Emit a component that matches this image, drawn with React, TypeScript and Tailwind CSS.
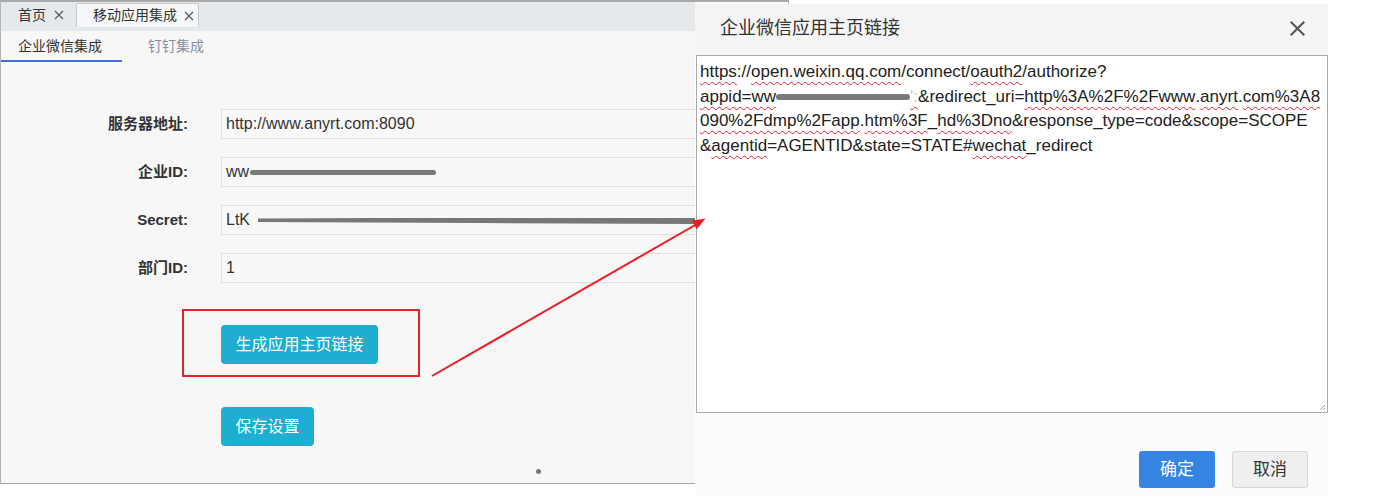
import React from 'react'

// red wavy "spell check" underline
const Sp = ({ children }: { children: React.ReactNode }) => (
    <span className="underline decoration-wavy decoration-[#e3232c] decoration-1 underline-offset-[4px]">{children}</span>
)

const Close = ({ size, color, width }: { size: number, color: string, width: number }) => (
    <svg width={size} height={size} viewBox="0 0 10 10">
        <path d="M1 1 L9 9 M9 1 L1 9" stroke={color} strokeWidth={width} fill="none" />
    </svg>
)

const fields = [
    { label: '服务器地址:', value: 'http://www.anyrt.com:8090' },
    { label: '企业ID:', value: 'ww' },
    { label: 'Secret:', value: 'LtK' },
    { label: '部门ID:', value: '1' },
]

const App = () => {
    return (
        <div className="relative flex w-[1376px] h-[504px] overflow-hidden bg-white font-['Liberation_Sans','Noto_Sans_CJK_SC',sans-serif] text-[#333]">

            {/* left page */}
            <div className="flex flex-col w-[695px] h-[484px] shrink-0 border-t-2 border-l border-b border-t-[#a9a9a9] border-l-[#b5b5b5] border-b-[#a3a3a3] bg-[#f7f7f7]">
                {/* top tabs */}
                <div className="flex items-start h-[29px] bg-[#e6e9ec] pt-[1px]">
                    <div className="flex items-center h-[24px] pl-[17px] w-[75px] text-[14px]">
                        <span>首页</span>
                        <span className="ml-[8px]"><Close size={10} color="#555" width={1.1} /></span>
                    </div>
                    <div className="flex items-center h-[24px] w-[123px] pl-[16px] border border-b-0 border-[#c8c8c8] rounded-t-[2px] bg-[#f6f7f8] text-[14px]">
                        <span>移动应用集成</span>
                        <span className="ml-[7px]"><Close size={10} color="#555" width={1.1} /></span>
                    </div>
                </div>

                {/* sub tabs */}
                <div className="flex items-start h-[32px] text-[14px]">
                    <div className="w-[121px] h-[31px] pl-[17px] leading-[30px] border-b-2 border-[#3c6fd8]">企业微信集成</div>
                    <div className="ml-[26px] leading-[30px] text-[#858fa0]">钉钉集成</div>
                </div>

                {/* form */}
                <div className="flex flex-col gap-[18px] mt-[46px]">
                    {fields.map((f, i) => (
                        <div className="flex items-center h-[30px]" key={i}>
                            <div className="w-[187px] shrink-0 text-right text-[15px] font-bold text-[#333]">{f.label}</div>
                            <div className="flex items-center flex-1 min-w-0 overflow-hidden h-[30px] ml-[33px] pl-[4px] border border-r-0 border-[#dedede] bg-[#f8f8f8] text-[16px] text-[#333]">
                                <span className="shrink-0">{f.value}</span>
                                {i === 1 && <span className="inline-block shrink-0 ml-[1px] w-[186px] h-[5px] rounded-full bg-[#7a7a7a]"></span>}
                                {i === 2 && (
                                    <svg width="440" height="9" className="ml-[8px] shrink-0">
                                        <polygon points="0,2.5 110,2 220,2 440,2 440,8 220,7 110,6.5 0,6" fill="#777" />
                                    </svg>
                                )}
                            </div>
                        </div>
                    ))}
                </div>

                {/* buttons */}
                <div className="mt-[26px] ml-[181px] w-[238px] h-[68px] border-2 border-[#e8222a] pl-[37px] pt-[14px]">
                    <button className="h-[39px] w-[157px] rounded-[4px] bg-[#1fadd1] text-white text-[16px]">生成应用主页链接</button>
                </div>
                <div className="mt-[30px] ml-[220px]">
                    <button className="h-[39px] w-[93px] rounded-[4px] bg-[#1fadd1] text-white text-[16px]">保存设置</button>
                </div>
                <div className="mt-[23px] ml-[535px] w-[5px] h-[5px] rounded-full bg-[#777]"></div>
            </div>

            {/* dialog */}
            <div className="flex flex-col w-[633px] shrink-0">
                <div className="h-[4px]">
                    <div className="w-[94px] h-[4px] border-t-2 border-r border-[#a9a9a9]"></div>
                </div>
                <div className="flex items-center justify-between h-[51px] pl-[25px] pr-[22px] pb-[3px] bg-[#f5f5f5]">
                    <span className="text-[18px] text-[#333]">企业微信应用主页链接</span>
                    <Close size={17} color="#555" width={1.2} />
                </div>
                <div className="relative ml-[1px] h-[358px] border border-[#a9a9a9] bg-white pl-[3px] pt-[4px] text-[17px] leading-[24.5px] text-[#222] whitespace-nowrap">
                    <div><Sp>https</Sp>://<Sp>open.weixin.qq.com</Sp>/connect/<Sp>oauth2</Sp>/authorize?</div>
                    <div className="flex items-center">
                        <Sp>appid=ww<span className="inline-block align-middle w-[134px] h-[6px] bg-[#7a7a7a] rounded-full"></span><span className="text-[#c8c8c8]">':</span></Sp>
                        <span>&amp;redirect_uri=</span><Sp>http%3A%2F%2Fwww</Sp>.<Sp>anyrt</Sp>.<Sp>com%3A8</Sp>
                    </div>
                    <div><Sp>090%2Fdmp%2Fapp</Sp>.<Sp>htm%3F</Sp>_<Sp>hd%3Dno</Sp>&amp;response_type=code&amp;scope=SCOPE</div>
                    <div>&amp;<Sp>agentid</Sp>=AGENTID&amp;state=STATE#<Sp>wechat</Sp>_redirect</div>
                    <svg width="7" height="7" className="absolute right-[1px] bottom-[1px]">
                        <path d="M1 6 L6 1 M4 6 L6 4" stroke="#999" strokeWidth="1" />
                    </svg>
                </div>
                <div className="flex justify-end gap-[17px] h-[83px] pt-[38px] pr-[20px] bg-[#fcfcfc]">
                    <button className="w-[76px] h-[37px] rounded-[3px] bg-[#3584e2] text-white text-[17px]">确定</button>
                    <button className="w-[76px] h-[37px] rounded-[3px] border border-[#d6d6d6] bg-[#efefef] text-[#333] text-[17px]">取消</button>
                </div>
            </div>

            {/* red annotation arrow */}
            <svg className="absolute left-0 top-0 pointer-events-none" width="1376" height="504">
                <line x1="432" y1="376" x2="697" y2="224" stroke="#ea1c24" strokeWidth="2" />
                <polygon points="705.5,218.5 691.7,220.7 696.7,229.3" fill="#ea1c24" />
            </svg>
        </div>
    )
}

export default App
--
■ **What is expected**:
From start to finish, output the listing exactly, but omit its pictures.

■ **Written solution**:
Emit a component that matches this image, drawn with React, TypeScript and Tailwind CSS.
import React from 'react'

// red wavy "spell check" underline
const Sp = ({ children }: { children: React.ReactNode }) => (
    <span className="underline decoration-wavy decoration-[#e3232c] decoration-1 underline-offset-[4px]">{children}</span>
)

const Close = ({ size, color, width }: { size: number, color: string, width: number }) => (
    <svg width={size} height={size} viewBox="0 0 10 10">
        <path d="M1 1 L9 9 M9 1 L1 9" stroke={color} strokeWidth={width} fill="none" />
    </svg>
)

const fields = [
    { label: '服务器地址:', value: 'http://www.anyrt.com:8090' },
    { label: '企业ID:', value: 'ww' },
    { label: 'Secret:', value: 'LtK' },
    { label: '部门ID:', value: '1' },
]

const App = () => {
    return (
        <div className="relative flex w-[1376px] h-[504px] overflow-hidden bg-white font-['Liberation_Sans','Noto_Sans_CJK_SC',sans-serif] text-[#333]">

            {/* left page */}
            <div className="flex flex-col w-[695px] h-[484px] shrink-0 border-t-2 border-l border-b border-t-[#a9a9a9] border-l-[#b5b5b5] border-b-[#a3a3a3] bg-[#f7f7f7]">
                {/* top tabs */}
                <div className="flex items-start h-[29px] bg-[#e6e9ec] pt-[1px]">
                    <div className="flex items-center h-[24px] pl-[17px] w-[75px] text-[14px]">
                        <span>首页</span>
                        <span className="ml-[8px]"><Close size={10} color="#555" width={1.1} /></span>
                    </div>
                    <div className="flex items-center h-[24px] w-[123px] pl-[16px] border border-b-0 border-[#c8c8c8] rounded-t-[2px] bg-[#f6f7f8] text-[14px]">
                        <span>移动应用集成</span>
                        <span className="ml-[7px]"><Close size={10} color="#555" width={1.1} /></span>
                    </div>
                </div>

                {/* sub tabs */}
                <div className="flex items-start h-[32px] text-[14px]">
                    <div className="w-[121px] h-[31px] pl-[17px] leading-[30px] border-b-2 border-[#3c6fd8]">企业微信集成</div>
                    <div className="ml-[26px] leading-[30px] text-[#858fa0]">钉钉集成</div>
                </div>

                {/* form */}
                <div className="flex flex-col gap-[18px] mt-[46px]">
                    {fields.map((f, i) => (
                        <div className="flex items-center h-[30px]" key={i}>
                            <div className="w-[187px] shrink-0 text-right text-[15px] font-bold text-[#333]">{f.label}</div>
                            <div className="flex items-center flex-1 min-w-0 overflow-hidden h-[30px] ml-[33px] pl-[4px] border border-r-0 border-[#dedede] bg-[#f8f8f8] text-[16px] text-[#333]">
                                <span className="shrink-0">{f.value}</span>
                                {i === 1 && <span className="inline-block shrink-0 ml-[1px] w-[186px] h-[5px] rounded-full bg-[#7a7a7a]"></span>}
                                {i === 2 && (
                                    <svg width="440" height="9" className="ml-[8px] shrink-0">
                                        <polygon points="0,2.5 110,2 220,2 440,2 440,8 220,7 110,6.5 0,6" fill="#777" />
                                    </svg>
                                )}
                            </div>
                        </div>
                    ))}
                </div>

                {/* buttons */}
                <div className="mt-[26px] ml-[181px] w-[238px] h-[68px] border-2 border-[#e8222a] pl-[37px] pt-[14px]">
                    <button className="h-[39px] w-[157px] rounded-[4px] bg-[#1fadd1] text-white text-[16px]">生成应用主页链接</button>
                </div>
                <div className="mt-[30px] ml-[220px]">
                    <button className="h-[39px] w-[93px] rounded-[4px] bg-[#1fadd1] text-white text-[16px]">保存设置</button>
                </div>
                <div className="mt-[23px] ml-[535px] w-[5px] h-[5px] rounded-full bg-[#777]"></div>
            </div>

            {/* dialog */}
            <div className="flex flex-col w-[633px] shrink-0">
                <div className="h-[4px]">
                    <div className="w-[94px] h-[4px] border-t-2 border-r border-[#a9a9a9]"></div>
                </div>
                <div className="flex items-center justify-between h-[51px] pl-[25px] pr-[22px] pb-[3px] bg-[#f5f5f5]">
                    <span className="text-[18px] text-[#333]">企业微信应用主页链接</span>
                    <Close size={17} color="#555" width={1.2} />
                </div>
                <div className="relative ml-[1px] h-[358px] border border-[#a9a9a9] bg-white pl-[3px] pt-[4px] text-[17px] leading-[24.5px] text-[#222] whitespace-nowrap">
                    <div><Sp>https</Sp>://<Sp>open.weixin.qq.com</Sp>/connect/<Sp>oauth2</Sp>/authorize?</div>
                    <div className="flex items-center">
                        <Sp>appid=ww<span className="inline-block align-middle w-[134px] h-[6px] bg-[#7a7a7a] rounded-full"></span><span className="text-[#c8c8c8]">':</span></Sp>
                        <span>&amp;redirect_uri=</span><Sp>http%3A%2F%2Fwww</Sp>.<Sp>anyrt</Sp>.<Sp>com%3A8</Sp>
                    </div>
                    <div><Sp>090%2Fdmp%2Fapp</Sp>.<Sp>htm%3F</Sp>_<Sp>hd%3Dno</Sp>&amp;response_type=code&amp;scope=SCOPE</div>
                    <div>&amp;<Sp>agentid</Sp>=AGENTID&amp;state=STATE#<Sp>wechat</Sp>_redirect</div>
                    <svg width="7" height="7" className="absolute right-[1px] bottom-[1px]">
                        <path d="M1 6 L6 1 M4 6 L6 4" stroke="#999" strokeWidth="1" />
                    </svg>
                </div>
                <div className="flex justify-end gap-[17px] h-[83px] pt-[38px] pr-[20px] bg-[#fcfcfc]">
                    <button className="w-[76px] h-[37px] rounded-[3px] bg-[#3584e2] text-white text-[17px]">确定</button>
                    <button className="w-[76px] h-[37px] rounded-[3px] border border-[#d6d6d6] bg-[#efefef] text-[#333] text-[17px]">取消</button>
                </div>
            </div>

            {/* red annotation arrow */}
            <svg className="absolute left-0 top-0 pointer-events-none" width="1376" height="504">
                <line x1="432" y1="376" x2="697" y2="224" stroke="#ea1c24" strokeWidth="2" />
                <polygon points="705.5,218.5 691.7,220.7 696.7,229.3" fill="#ea1c24" />
            </svg>
        </div>
    )
}

export default App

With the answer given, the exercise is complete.